Requirements:
From the listing below, copy every line with the word "styled".

Collected data:
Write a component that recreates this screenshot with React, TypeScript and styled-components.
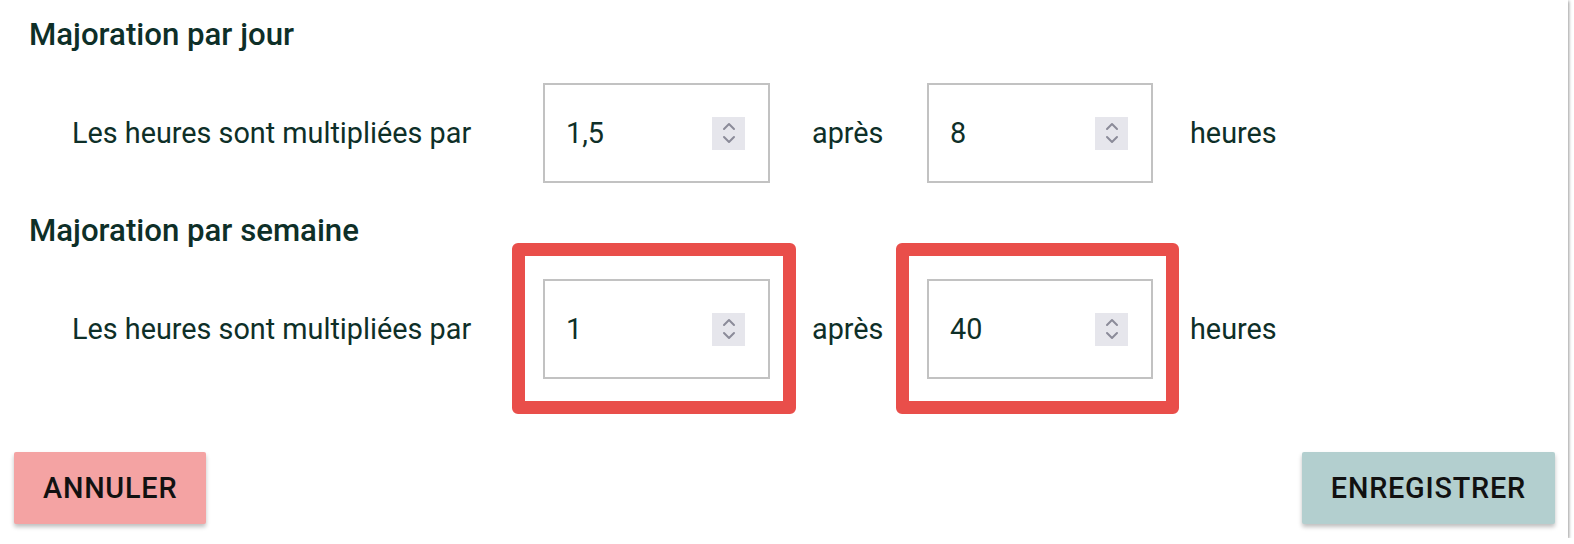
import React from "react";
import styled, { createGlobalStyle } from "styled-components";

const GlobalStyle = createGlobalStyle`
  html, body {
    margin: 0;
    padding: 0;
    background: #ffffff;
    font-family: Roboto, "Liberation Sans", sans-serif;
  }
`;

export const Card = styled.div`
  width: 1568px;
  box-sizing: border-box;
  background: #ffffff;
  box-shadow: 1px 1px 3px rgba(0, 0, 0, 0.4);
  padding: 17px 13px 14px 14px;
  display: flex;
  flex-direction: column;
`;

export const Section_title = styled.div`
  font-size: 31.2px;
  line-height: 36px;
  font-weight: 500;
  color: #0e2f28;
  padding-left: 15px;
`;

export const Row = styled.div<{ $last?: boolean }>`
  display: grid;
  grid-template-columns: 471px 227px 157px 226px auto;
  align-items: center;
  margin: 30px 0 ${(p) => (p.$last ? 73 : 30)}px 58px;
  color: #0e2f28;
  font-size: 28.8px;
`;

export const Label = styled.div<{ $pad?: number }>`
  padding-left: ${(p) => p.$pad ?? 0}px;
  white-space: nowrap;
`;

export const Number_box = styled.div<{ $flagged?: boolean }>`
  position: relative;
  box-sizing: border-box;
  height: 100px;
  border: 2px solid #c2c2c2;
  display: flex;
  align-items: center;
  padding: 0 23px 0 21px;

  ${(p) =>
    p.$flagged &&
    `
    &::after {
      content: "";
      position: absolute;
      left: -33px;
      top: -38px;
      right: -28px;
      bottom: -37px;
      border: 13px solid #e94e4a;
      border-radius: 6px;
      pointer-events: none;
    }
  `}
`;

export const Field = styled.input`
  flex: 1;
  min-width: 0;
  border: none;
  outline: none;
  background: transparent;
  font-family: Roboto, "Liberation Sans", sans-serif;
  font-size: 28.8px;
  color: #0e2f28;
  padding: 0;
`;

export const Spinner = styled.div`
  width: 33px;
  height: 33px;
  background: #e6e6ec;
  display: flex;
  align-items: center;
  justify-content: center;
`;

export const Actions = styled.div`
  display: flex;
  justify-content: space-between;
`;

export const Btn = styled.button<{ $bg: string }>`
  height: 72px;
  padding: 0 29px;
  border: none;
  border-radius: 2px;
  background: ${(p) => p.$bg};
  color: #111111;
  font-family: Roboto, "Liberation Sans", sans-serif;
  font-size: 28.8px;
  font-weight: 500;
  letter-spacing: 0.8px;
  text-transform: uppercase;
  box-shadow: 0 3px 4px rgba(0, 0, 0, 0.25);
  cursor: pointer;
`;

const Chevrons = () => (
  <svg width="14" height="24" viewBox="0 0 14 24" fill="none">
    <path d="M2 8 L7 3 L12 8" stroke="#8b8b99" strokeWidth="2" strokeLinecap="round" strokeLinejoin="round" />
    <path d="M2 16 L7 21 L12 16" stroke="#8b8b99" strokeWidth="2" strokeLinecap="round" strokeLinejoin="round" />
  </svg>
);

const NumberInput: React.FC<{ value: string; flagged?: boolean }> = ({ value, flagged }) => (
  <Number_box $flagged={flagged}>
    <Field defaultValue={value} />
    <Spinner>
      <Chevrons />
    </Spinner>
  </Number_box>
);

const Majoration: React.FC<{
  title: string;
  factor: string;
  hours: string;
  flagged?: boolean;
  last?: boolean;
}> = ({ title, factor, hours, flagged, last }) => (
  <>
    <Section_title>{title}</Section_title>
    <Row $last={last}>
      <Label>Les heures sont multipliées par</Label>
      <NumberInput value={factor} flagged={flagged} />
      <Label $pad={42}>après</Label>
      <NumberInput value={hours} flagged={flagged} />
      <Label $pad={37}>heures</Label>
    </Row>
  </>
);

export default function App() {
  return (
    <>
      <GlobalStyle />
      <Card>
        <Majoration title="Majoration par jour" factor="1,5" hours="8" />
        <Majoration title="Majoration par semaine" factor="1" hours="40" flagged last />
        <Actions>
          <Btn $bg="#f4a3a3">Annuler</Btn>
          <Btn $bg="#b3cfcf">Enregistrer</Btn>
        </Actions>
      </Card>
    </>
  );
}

The reply:
Write a component that recreates this screenshot with React, TypeScript and styled-components.
import styled, { createGlobalStyle } from "styled-components";
export const Card = styled.div`
export const Section_title = styled.div`
export const Row = styled.div<{ $last?: boolean }>`
export const Label = styled.div<{ $pad?: number }>`
export const Number_box = styled.div<{ $flagged?: boolean }>`
export const Field = styled.input`
export const Spinner = styled.div`
export const Actions = styled.div`
export const Btn = styled.button<{ $bg: string }>`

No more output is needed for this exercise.